(Exercise):
Transcribe each line of the material as it is, and drop any picture.

^^^^

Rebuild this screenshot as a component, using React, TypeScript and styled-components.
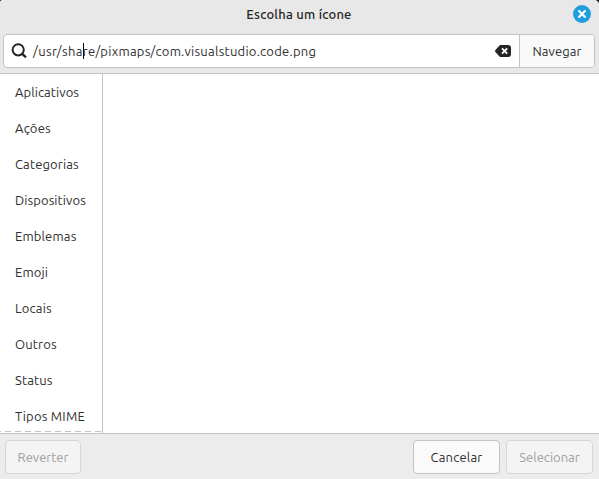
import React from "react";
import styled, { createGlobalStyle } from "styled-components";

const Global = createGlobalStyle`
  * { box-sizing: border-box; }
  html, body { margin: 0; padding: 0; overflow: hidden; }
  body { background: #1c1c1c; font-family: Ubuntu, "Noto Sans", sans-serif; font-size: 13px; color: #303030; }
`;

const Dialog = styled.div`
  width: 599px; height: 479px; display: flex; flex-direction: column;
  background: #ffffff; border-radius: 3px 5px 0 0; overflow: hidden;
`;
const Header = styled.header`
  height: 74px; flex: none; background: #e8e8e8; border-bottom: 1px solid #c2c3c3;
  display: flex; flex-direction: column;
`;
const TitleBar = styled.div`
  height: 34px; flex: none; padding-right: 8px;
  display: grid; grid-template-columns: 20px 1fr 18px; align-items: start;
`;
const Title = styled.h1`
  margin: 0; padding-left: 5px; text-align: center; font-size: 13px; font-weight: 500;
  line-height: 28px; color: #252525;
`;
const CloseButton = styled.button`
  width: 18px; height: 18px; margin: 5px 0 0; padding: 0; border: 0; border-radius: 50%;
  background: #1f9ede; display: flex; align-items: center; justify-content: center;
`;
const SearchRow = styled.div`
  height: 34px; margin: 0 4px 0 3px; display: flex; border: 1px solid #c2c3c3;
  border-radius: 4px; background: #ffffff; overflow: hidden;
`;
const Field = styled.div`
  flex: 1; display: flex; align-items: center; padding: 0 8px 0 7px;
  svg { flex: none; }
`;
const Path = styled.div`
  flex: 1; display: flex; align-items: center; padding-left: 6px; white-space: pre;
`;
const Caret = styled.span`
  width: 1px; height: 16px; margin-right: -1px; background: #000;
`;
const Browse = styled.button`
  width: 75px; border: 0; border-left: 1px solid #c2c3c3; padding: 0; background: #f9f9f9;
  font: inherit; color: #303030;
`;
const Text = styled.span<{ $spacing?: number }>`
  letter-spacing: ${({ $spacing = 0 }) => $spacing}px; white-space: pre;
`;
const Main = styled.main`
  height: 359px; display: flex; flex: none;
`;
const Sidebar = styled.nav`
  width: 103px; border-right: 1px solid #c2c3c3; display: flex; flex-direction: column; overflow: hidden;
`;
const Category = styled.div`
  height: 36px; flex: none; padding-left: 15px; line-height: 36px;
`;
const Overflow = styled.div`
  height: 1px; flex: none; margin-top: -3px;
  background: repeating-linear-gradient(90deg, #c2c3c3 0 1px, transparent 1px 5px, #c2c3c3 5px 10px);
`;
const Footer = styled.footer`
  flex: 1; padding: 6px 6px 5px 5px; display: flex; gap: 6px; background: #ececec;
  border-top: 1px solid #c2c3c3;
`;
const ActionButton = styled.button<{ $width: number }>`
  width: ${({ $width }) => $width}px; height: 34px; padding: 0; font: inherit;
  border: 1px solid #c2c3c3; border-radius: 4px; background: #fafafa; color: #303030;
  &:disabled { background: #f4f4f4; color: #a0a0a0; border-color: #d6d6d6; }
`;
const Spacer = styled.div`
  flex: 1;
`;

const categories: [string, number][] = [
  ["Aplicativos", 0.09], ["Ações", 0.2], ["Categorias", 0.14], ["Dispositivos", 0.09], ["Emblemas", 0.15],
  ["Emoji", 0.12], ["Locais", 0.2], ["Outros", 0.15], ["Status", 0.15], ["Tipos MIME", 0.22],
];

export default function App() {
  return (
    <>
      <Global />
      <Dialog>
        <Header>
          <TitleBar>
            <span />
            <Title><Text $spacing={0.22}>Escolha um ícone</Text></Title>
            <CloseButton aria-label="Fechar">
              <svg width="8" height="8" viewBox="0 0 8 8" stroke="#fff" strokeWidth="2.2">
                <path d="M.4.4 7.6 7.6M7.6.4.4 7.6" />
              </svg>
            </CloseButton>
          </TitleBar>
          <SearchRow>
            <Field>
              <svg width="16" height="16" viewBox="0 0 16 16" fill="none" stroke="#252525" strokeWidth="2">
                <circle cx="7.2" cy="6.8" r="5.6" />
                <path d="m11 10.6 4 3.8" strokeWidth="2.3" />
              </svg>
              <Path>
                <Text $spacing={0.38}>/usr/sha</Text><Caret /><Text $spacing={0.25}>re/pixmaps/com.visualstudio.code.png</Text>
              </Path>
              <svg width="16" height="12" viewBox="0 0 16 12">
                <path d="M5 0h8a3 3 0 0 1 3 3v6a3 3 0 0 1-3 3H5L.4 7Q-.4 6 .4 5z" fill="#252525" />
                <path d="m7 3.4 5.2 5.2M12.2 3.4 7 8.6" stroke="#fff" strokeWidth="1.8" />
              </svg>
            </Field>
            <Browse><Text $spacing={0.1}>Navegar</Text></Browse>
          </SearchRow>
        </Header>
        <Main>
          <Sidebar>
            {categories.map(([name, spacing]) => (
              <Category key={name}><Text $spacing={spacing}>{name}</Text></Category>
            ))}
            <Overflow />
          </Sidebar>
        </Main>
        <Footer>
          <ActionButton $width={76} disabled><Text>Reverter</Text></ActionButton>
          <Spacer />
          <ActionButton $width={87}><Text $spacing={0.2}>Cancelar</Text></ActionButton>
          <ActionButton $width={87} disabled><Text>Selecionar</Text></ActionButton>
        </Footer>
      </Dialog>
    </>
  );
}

^^^^

(Result):
Rebuild this screenshot as a component, using React, TypeScript and styled-components.
import React from "react";
import styled, { createGlobalStyle } from "styled-components";

const Global = createGlobalStyle`
  * { box-sizing: border-box; }
  html, body { margin: 0; padding: 0; overflow: hidden; }
  body { background: #1c1c1c; font-family: Ubuntu, "Noto Sans", sans-serif; font-size: 13px; color: #303030; }
`;

const Dialog = styled.div`
  width: 599px; height: 479px; display: flex; flex-direction: column;
  background: #ffffff; border-radius: 3px 5px 0 0; overflow: hidden;
`;
const Header = styled.header`
  height: 74px; flex: none; background: #e8e8e8; border-bottom: 1px solid #c2c3c3;
  display: flex; flex-direction: column;
`;
const TitleBar = styled.div`
  height: 34px; flex: none; padding-right: 8px;
  display: grid; grid-template-columns: 20px 1fr 18px; align-items: start;
`;
const Title = styled.h1`
  margin: 0; padding-left: 5px; text-align: center; font-size: 13px; font-weight: 500;
  line-height: 28px; color: #252525;
`;
const CloseButton = styled.button`
  width: 18px; height: 18px; margin: 5px 0 0; padding: 0; border: 0; border-radius: 50%;
  background: #1f9ede; display: flex; align-items: center; justify-content: center;
`;
const SearchRow = styled.div`
  height: 34px; margin: 0 4px 0 3px; display: flex; border: 1px solid #c2c3c3;
  border-radius: 4px; background: #ffffff; overflow: hidden;
`;
const Field = styled.div`
  flex: 1; display: flex; align-items: center; padding: 0 8px 0 7px;
  svg { flex: none; }
`;
const Path = styled.div`
  flex: 1; display: flex; align-items: center; padding-left: 6px; white-space: pre;
`;
const Caret = styled.span`
  width: 1px; height: 16px; margin-right: -1px; background: #000;
`;
const Browse = styled.button`
  width: 75px; border: 0; border-left: 1px solid #c2c3c3; padding: 0; background: #f9f9f9;
  font: inherit; color: #303030;
`;
const Text = styled.span<{ $spacing?: number }>`
  letter-spacing: ${({ $spacing = 0 }) => $spacing}px; white-space: pre;
`;
const Main = styled.main`
  height: 359px; display: flex; flex: none;
`;
const Sidebar = styled.nav`
  width: 103px; border-right: 1px solid #c2c3c3; display: flex; flex-direction: column; overflow: hidden;
`;
const Category = styled.div`
  height: 36px; flex: none; padding-left: 15px; line-height: 36px;
`;
const Overflow = styled.div`
  height: 1px; flex: none; margin-top: -3px;
  background: repeating-linear-gradient(90deg, #c2c3c3 0 1px, transparent 1px 5px, #c2c3c3 5px 10px);
`;
const Footer = styled.footer`
  flex: 1; padding: 6px 6px 5px 5px; display: flex; gap: 6px; background: #ececec;
  border-top: 1px solid #c2c3c3;
`;
const ActionButton = styled.button<{ $width: number }>`
  width: ${({ $width }) => $width}px; height: 34px; padding: 0; font: inherit;
  border: 1px solid #c2c3c3; border-radius: 4px; background: #fafafa; color: #303030;
  &:disabled { background: #f4f4f4; color: #a0a0a0; border-color: #d6d6d6; }
`;
const Spacer = styled.div`
  flex: 1;
`;

const categories: [string, number][] = [
  ["Aplicativos", 0.09], ["Ações", 0.2], ["Categorias", 0.14], ["Dispositivos", 0.09], ["Emblemas", 0.15],
  ["Emoji", 0.12], ["Locais", 0.2], ["Outros", 0.15], ["Status", 0.15], ["Tipos MIME", 0.22],
];

export default function App() {
  return (
    <>
      <Global />
      <Dialog>
        <Header>
          <TitleBar>
            <span />
            <Title><Text $spacing={0.22}>Escolha um ícone</Text></Title>
            <CloseButton aria-label="Fechar">
              <svg width="8" height="8" viewBox="0 0 8 8" stroke="#fff" strokeWidth="2.2">
                <path d="M.4.4 7.6 7.6M7.6.4.4 7.6" />
              </svg>
            </CloseButton>
          </TitleBar>
          <SearchRow>
            <Field>
              <svg width="16" height="16" viewBox="0 0 16 16" fill="none" stroke="#252525" strokeWidth="2">
                <circle cx="7.2" cy="6.8" r="5.6" />
                <path d="m11 10.6 4 3.8" strokeWidth="2.3" />
              </svg>
              <Path>
                <Text $spacing={0.38}>/usr/sha</Text><Caret /><Text $spacing={0.25}>re/pixmaps/com.visualstudio.code.png</Text>
              </Path>
              <svg width="16" height="12" viewBox="0 0 16 12">
                <path d="M5 0h8a3 3 0 0 1 3 3v6a3 3 0 0 1-3 3H5L.4 7Q-.4 6 .4 5z" fill="#252525" />
                <path d="m7 3.4 5.2 5.2M12.2 3.4 7 8.6" stroke="#fff" strokeWidth="1.8" />
              </svg>
            </Field>
            <Browse><Text $spacing={0.1}>Navegar</Text></Browse>
          </SearchRow>
        </Header>
        <Main>
          <Sidebar>
            {categories.map(([name, spacing]) => (
              <Category key={name}><Text $spacing={spacing}>{name}</Text></Category>
            ))}
            <Overflow />
          </Sidebar>
        </Main>
        <Footer>
          <ActionButton $width={76} disabled><Text>Reverter</Text></ActionButton>
          <Spacer />
          <ActionButton $width={87}><Text $spacing={0.2}>Cancelar</Text></ActionButton>
          <ActionButton $width={87} disabled><Text>Selecionar</Text></ActionButton>
        </Footer>
      </Dialog>
    </>
  );
}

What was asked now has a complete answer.